## COLLECTED DATA
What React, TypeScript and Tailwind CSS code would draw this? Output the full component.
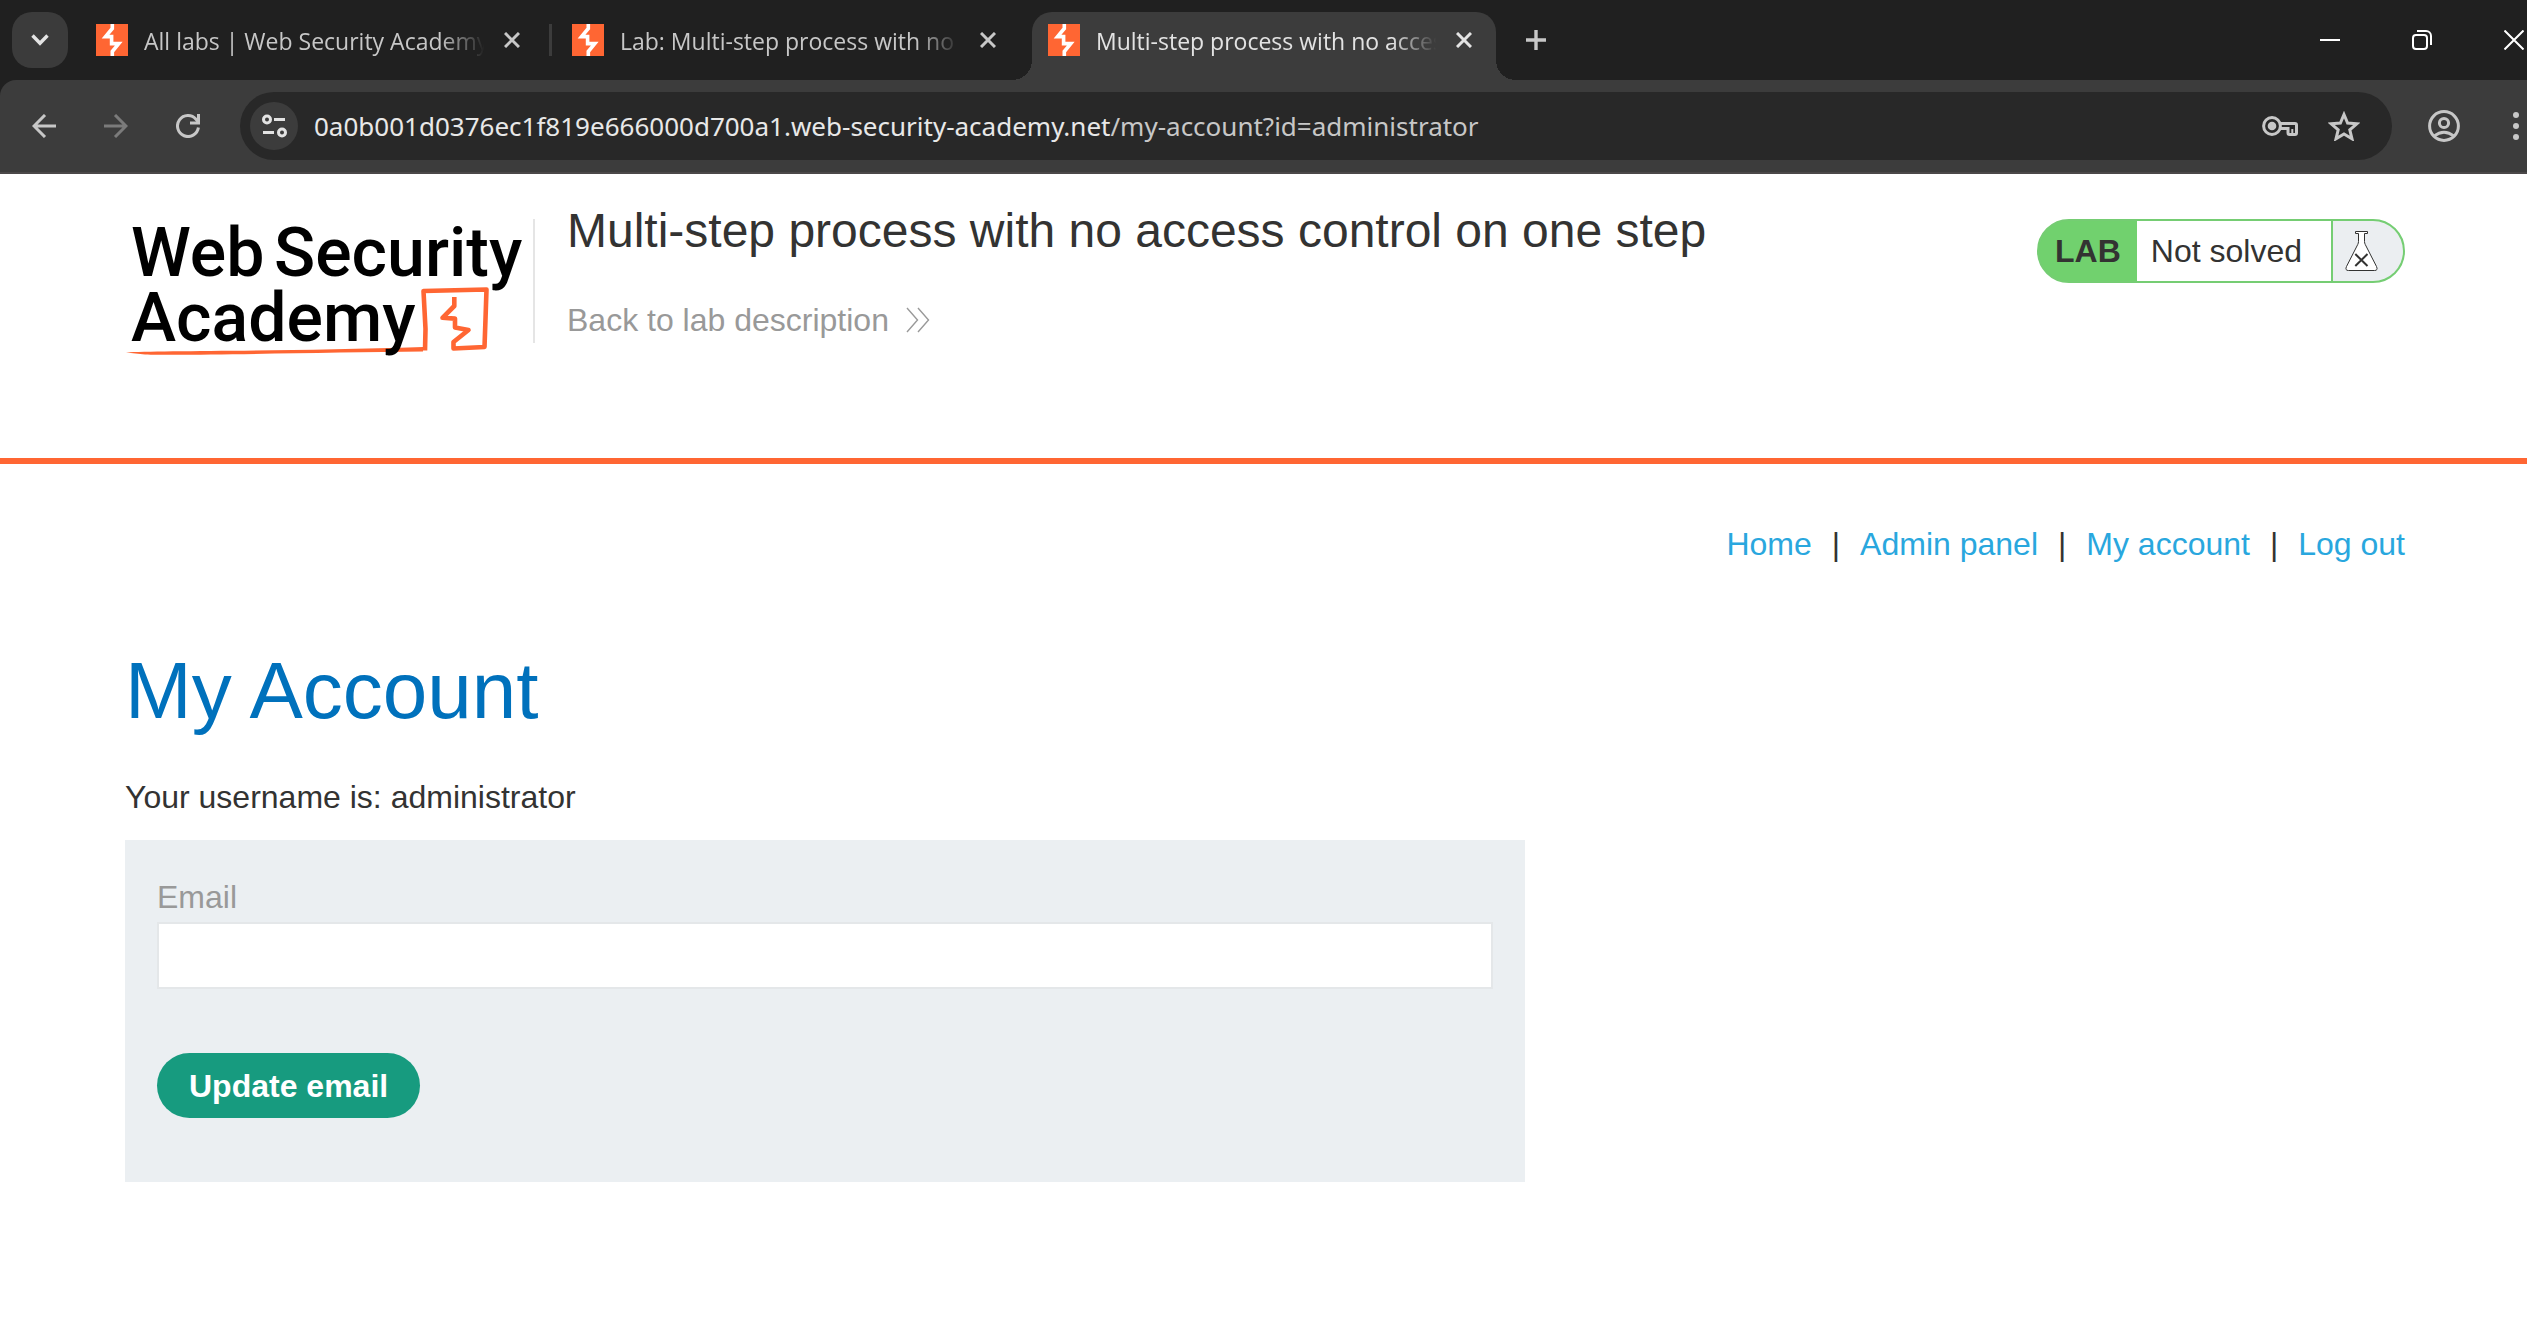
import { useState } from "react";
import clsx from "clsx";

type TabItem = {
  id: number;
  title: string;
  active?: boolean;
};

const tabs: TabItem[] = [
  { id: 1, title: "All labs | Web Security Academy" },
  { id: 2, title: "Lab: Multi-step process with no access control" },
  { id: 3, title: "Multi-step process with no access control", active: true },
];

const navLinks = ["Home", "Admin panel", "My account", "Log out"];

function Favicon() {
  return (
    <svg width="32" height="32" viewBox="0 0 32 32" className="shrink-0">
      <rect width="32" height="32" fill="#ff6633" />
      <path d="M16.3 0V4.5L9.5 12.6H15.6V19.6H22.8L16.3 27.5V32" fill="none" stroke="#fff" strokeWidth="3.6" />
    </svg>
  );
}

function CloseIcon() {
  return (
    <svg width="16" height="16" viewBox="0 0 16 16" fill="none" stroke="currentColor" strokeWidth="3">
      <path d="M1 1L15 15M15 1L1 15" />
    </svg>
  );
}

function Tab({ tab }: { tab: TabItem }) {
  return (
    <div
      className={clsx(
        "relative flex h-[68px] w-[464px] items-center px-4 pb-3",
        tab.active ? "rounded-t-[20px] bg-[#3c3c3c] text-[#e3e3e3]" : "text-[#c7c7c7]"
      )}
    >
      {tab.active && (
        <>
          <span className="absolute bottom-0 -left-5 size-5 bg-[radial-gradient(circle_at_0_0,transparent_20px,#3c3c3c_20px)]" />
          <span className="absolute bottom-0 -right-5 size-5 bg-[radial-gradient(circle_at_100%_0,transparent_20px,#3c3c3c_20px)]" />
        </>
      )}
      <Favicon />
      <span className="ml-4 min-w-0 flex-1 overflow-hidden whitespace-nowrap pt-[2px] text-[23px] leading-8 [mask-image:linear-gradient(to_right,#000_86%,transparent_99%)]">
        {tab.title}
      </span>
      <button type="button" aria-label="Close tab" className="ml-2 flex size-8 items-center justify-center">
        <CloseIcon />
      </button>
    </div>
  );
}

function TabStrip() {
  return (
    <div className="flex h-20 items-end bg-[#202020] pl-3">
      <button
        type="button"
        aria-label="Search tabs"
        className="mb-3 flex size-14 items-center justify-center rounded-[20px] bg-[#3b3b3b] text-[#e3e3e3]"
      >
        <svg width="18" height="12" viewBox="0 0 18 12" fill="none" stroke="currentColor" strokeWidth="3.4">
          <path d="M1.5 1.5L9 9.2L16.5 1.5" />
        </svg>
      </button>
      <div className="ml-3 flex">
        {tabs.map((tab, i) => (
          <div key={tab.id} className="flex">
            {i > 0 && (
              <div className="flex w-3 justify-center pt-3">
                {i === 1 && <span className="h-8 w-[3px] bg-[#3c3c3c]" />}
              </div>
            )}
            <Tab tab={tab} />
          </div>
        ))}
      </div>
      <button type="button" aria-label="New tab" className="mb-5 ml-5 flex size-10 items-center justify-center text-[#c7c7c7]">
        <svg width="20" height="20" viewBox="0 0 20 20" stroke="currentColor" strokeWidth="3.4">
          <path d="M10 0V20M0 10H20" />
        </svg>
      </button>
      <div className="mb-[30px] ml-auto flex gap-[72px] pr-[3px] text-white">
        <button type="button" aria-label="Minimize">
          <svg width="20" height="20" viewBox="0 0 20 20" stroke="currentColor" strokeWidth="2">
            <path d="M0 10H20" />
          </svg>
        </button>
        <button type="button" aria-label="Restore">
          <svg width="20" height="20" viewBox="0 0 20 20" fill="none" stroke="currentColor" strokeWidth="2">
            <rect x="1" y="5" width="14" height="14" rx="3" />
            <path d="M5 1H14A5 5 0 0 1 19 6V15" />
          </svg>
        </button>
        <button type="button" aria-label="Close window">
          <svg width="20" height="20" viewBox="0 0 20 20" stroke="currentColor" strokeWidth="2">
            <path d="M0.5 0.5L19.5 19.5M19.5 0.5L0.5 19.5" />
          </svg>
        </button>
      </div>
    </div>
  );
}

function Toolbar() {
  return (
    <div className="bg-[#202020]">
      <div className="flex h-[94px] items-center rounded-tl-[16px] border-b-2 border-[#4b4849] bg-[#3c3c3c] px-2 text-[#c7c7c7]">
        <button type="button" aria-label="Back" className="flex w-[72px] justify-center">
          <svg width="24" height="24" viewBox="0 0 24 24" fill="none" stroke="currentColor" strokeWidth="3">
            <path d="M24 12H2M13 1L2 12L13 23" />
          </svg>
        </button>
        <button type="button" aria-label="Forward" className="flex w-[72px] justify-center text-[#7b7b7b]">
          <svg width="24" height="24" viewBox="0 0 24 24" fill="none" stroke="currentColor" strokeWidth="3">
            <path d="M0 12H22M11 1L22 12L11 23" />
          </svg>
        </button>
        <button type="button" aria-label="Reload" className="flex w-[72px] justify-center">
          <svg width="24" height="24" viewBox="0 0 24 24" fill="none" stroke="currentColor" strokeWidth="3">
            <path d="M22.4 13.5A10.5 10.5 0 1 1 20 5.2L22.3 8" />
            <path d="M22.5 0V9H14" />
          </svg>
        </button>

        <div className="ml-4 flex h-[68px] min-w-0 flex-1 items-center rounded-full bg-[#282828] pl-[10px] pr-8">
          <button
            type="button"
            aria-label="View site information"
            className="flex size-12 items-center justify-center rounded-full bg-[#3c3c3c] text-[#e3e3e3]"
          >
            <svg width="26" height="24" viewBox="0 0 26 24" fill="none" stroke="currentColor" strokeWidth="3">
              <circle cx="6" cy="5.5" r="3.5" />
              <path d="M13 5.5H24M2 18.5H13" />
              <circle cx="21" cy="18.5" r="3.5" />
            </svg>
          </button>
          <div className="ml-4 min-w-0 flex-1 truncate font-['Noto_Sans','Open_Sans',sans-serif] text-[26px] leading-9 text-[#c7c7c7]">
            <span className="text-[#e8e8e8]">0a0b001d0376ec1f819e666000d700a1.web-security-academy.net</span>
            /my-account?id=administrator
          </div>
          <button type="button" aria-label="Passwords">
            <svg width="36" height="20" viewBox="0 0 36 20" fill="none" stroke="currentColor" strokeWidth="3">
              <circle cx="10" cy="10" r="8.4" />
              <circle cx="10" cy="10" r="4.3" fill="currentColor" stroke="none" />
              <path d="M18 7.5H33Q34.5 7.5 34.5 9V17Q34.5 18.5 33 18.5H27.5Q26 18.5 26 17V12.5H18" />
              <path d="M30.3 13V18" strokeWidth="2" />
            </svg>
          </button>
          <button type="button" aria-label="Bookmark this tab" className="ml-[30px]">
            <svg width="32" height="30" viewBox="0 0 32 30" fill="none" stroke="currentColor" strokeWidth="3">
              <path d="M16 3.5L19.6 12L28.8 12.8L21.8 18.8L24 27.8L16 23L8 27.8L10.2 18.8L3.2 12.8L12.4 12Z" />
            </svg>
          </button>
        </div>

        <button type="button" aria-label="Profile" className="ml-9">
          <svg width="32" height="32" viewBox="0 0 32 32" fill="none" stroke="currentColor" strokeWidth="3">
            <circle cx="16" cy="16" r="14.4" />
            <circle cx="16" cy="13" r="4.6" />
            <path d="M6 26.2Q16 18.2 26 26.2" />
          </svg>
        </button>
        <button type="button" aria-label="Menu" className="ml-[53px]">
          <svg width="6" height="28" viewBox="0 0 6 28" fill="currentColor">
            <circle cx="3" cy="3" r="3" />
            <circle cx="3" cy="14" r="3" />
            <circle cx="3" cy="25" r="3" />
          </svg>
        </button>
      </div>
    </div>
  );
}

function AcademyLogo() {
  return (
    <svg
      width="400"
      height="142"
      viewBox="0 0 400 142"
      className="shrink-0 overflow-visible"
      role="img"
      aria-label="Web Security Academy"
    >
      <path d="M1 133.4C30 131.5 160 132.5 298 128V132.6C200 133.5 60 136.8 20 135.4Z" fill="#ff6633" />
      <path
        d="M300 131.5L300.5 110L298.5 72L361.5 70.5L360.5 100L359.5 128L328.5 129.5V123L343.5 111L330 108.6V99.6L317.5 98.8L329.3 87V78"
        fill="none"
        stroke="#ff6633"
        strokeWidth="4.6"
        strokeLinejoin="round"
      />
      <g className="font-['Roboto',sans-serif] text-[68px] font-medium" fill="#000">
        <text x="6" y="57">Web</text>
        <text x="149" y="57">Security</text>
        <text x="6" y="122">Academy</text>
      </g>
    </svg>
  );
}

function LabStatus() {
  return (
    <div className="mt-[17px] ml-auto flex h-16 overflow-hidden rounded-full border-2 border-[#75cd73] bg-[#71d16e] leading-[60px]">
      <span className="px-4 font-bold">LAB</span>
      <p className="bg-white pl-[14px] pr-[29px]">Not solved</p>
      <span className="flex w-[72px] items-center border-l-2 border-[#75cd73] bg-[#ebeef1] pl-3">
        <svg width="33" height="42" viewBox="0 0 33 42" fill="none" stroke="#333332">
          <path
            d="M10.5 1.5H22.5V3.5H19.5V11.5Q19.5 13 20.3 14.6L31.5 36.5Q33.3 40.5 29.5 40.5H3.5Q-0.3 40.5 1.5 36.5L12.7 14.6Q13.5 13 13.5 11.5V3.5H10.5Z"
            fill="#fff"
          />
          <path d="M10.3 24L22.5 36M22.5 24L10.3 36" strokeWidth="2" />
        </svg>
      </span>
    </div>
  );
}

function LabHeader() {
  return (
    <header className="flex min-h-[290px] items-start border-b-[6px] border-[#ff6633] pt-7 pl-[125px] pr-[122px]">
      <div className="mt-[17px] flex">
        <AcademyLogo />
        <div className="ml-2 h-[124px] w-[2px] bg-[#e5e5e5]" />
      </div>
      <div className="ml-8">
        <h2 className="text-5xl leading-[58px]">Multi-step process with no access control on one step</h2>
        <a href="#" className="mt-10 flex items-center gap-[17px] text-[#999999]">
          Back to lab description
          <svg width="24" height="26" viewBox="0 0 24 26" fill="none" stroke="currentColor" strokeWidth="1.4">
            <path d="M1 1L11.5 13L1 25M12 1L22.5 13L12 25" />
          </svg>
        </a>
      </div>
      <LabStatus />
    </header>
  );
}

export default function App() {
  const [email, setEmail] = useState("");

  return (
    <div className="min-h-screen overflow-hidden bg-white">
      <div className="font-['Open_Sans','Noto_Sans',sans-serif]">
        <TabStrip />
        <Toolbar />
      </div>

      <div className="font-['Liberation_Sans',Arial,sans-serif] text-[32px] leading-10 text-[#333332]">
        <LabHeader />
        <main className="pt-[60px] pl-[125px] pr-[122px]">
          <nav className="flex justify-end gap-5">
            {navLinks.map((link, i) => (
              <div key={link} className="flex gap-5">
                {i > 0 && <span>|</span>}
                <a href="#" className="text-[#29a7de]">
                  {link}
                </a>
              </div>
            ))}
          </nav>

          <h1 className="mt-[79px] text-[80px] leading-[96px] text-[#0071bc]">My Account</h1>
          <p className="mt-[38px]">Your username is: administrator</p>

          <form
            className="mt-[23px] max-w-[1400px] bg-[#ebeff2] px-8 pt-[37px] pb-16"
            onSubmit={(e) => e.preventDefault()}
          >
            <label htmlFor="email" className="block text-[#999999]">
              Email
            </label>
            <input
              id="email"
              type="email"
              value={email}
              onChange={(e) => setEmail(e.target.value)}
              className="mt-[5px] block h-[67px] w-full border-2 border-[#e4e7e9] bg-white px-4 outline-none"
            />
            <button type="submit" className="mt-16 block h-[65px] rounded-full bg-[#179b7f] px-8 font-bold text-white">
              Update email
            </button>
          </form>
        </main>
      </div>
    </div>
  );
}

## OBJECTIVE
Scan the listing above and identify each line holding the string "this"; copy every such line.

## EXERCISE RESPONSE
What React, TypeScript and Tailwind CSS code would draw this? Output the full component.
          <button type="button" aria-label="Bookmark this tab" className="ml-[30px]">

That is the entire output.